====== Data provided

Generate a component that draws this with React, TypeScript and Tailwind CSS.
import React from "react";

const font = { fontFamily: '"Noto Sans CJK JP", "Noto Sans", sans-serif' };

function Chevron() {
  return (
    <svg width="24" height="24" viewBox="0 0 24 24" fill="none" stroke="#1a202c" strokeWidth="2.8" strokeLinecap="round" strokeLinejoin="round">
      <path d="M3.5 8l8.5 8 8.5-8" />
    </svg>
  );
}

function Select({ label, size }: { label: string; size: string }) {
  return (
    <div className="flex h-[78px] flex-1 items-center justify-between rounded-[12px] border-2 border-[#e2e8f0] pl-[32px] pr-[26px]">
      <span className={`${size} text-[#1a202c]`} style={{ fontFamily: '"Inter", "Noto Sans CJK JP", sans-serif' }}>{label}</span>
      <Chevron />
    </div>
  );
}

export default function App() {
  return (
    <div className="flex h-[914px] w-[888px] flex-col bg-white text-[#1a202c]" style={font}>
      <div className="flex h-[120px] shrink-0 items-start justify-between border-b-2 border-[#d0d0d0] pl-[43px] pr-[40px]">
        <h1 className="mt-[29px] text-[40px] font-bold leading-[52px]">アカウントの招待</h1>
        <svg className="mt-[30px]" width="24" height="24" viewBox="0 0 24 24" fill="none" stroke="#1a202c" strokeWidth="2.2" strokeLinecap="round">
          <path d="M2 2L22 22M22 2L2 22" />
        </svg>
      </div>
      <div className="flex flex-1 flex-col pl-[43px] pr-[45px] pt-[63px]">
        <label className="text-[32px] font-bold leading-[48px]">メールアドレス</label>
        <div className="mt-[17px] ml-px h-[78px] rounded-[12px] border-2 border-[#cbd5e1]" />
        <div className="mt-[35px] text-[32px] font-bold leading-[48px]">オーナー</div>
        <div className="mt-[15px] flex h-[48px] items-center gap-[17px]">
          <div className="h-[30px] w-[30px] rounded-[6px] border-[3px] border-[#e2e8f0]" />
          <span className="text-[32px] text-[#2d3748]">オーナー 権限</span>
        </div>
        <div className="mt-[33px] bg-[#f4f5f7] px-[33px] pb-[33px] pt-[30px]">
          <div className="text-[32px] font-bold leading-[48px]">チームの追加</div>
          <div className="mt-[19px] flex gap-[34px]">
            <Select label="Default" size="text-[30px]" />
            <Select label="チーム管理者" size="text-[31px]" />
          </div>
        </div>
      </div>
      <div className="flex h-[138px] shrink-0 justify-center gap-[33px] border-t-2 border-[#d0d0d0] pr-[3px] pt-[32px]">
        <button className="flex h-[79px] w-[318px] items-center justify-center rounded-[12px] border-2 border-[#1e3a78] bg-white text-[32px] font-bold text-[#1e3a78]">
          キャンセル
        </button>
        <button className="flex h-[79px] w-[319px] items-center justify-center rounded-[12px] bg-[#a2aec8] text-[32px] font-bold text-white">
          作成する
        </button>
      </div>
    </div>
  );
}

============

What to do:
Word for word, restate all of the data shown above.

Full solution:
Generate a component that draws this with React, TypeScript and Tailwind CSS.
import React from "react";

const font = { fontFamily: '"Noto Sans CJK JP", "Noto Sans", sans-serif' };

function Chevron() {
  return (
    <svg width="24" height="24" viewBox="0 0 24 24" fill="none" stroke="#1a202c" strokeWidth="2.8" strokeLinecap="round" strokeLinejoin="round">
      <path d="M3.5 8l8.5 8 8.5-8" />
    </svg>
  );
}

function Select({ label, size }: { label: string; size: string }) {
  return (
    <div className="flex h-[78px] flex-1 items-center justify-between rounded-[12px] border-2 border-[#e2e8f0] pl-[32px] pr-[26px]">
      <span className={`${size} text-[#1a202c]`} style={{ fontFamily: '"Inter", "Noto Sans CJK JP", sans-serif' }}>{label}</span>
      <Chevron />
    </div>
  );
}

export default function App() {
  return (
    <div className="flex h-[914px] w-[888px] flex-col bg-white text-[#1a202c]" style={font}>
      <div className="flex h-[120px] shrink-0 items-start justify-between border-b-2 border-[#d0d0d0] pl-[43px] pr-[40px]">
        <h1 className="mt-[29px] text-[40px] font-bold leading-[52px]">アカウントの招待</h1>
        <svg className="mt-[30px]" width="24" height="24" viewBox="0 0 24 24" fill="none" stroke="#1a202c" strokeWidth="2.2" strokeLinecap="round">
          <path d="M2 2L22 22M22 2L2 22" />
        </svg>
      </div>
      <div className="flex flex-1 flex-col pl-[43px] pr-[45px] pt-[63px]">
        <label className="text-[32px] font-bold leading-[48px]">メールアドレス</label>
        <div className="mt-[17px] ml-px h-[78px] rounded-[12px] border-2 border-[#cbd5e1]" />
        <div className="mt-[35px] text-[32px] font-bold leading-[48px]">オーナー</div>
        <div className="mt-[15px] flex h-[48px] items-center gap-[17px]">
          <div className="h-[30px] w-[30px] rounded-[6px] border-[3px] border-[#e2e8f0]" />
          <span className="text-[32px] text-[#2d3748]">オーナー 権限</span>
        </div>
        <div className="mt-[33px] bg-[#f4f5f7] px-[33px] pb-[33px] pt-[30px]">
          <div className="text-[32px] font-bold leading-[48px]">チームの追加</div>
          <div className="mt-[19px] flex gap-[34px]">
            <Select label="Default" size="text-[30px]" />
            <Select label="チーム管理者" size="text-[31px]" />
          </div>
        </div>
      </div>
      <div className="flex h-[138px] shrink-0 justify-center gap-[33px] border-t-2 border-[#d0d0d0] pr-[3px] pt-[32px]">
        <button className="flex h-[79px] w-[318px] items-center justify-center rounded-[12px] border-2 border-[#1e3a78] bg-white text-[32px] font-bold text-[#1e3a78]">
          キャンセル
        </button>
        <button className="flex h-[79px] w-[319px] items-center justify-center rounded-[12px] bg-[#a2aec8] text-[32px] font-bold text-white">
          作成する
        </button>
      </div>
    </div>
  );
}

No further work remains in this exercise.